By December 20, 2021Commentary

Another update, interesting to test seasonality and see other trends.  Others have noticed the uptick in bed use.  This is due to longer length of stay per admission.  It isn’t due to sicker people.  Many patients who aren’t ready to go home but don’t need intensive care would be transferred to a step-down or skilled nursing bed.  But there aren’t any of those available, so the patients are kept in the hospital.  Why aren’t there skilled nursing beds?  The same reason hospital beds have declined.  Vaccine mandates.  Staff quit or are fired, capacity drops and voila, you have patients staying longer in the hospital.  The state won’t admit that, but this is the cause.  And in the cases and deaths chart you see not only the seasonality, but you do see the beneficial effect of vaccines and a lot of natural immunity, as the shape and timing is similar, but the peaks lower.

Dave Dixon’s notes:

1. The 7 day running average new daily cases peaked again on December 2, mirroring the decline in testing which started at approximately the same date. It appears that the decline in cases is actual, and not an artifact of missing reports.

2. Hospital admissions have roughly levelled off, while hospital beds in use continues to climb, now exceeding the beds in use last year on the same date.

2, All data for testing, cases, hospital admissions, and deaths are taken from the data table on the Minnesota Situation Update page: https://www.health.state.mn.us/diseases/coronavirus/situation.html The only modification to the data is to calculate 7 day running averages in order to make the trends easier to see.

3. The underlying data for hospital beds in use is taken from the Teletracking data file found on the Response and Preparation web page: https://mn.gov/covid19/data/response-prep/response-capacity.jsp The Teletracking data file is also cited as the data source for the graphic on this same page. 7 day running averages are calculated for beds in use as well.

4. Active cases are calculated as the cumulative PCR and antigen positive cases minus cumulative deaths minus the people No Longer Needing Isolation. The No Longer Needing Isolation total is found on the Situation Update page. IN recent days MDH has started publishing the Total Positive People (Cumulative) statistic. It is on our to-do list to figure out the impact of this reporting change on Active Cases.

5. For all charts the most recent 7 days of data is excluded, in order to avoid charting incomplete data.
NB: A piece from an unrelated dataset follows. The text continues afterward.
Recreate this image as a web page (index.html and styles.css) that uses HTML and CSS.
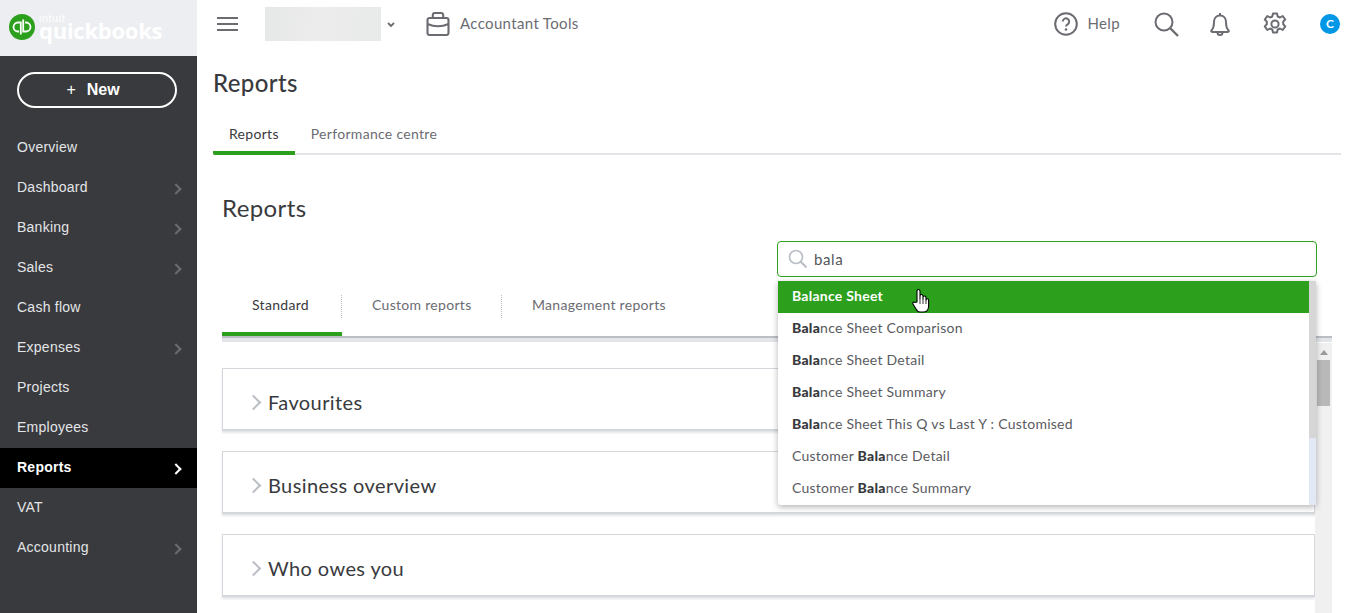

6. It is concerning that the hospital beds in use continues to climb while the daily admissions has levelled off. In addition, the new daily admissions is roughly 71% of the late 2020 peak, while hospital beds in use currently are roughly 91% of the late 2020 peak. I believe this means that the average length of stay for treatment of Covid is longer now compared to the 2020 peak, or that people are experiencing more severe symptoms from Covid, or that people are being admitted for more mild symptoms than in 2020. Since deaths in 2021 peaked at approximately 50% of the 2020 peak it seems unlikely that Covid disease is more severe this year, although better treatments may account for the lower number of deaths.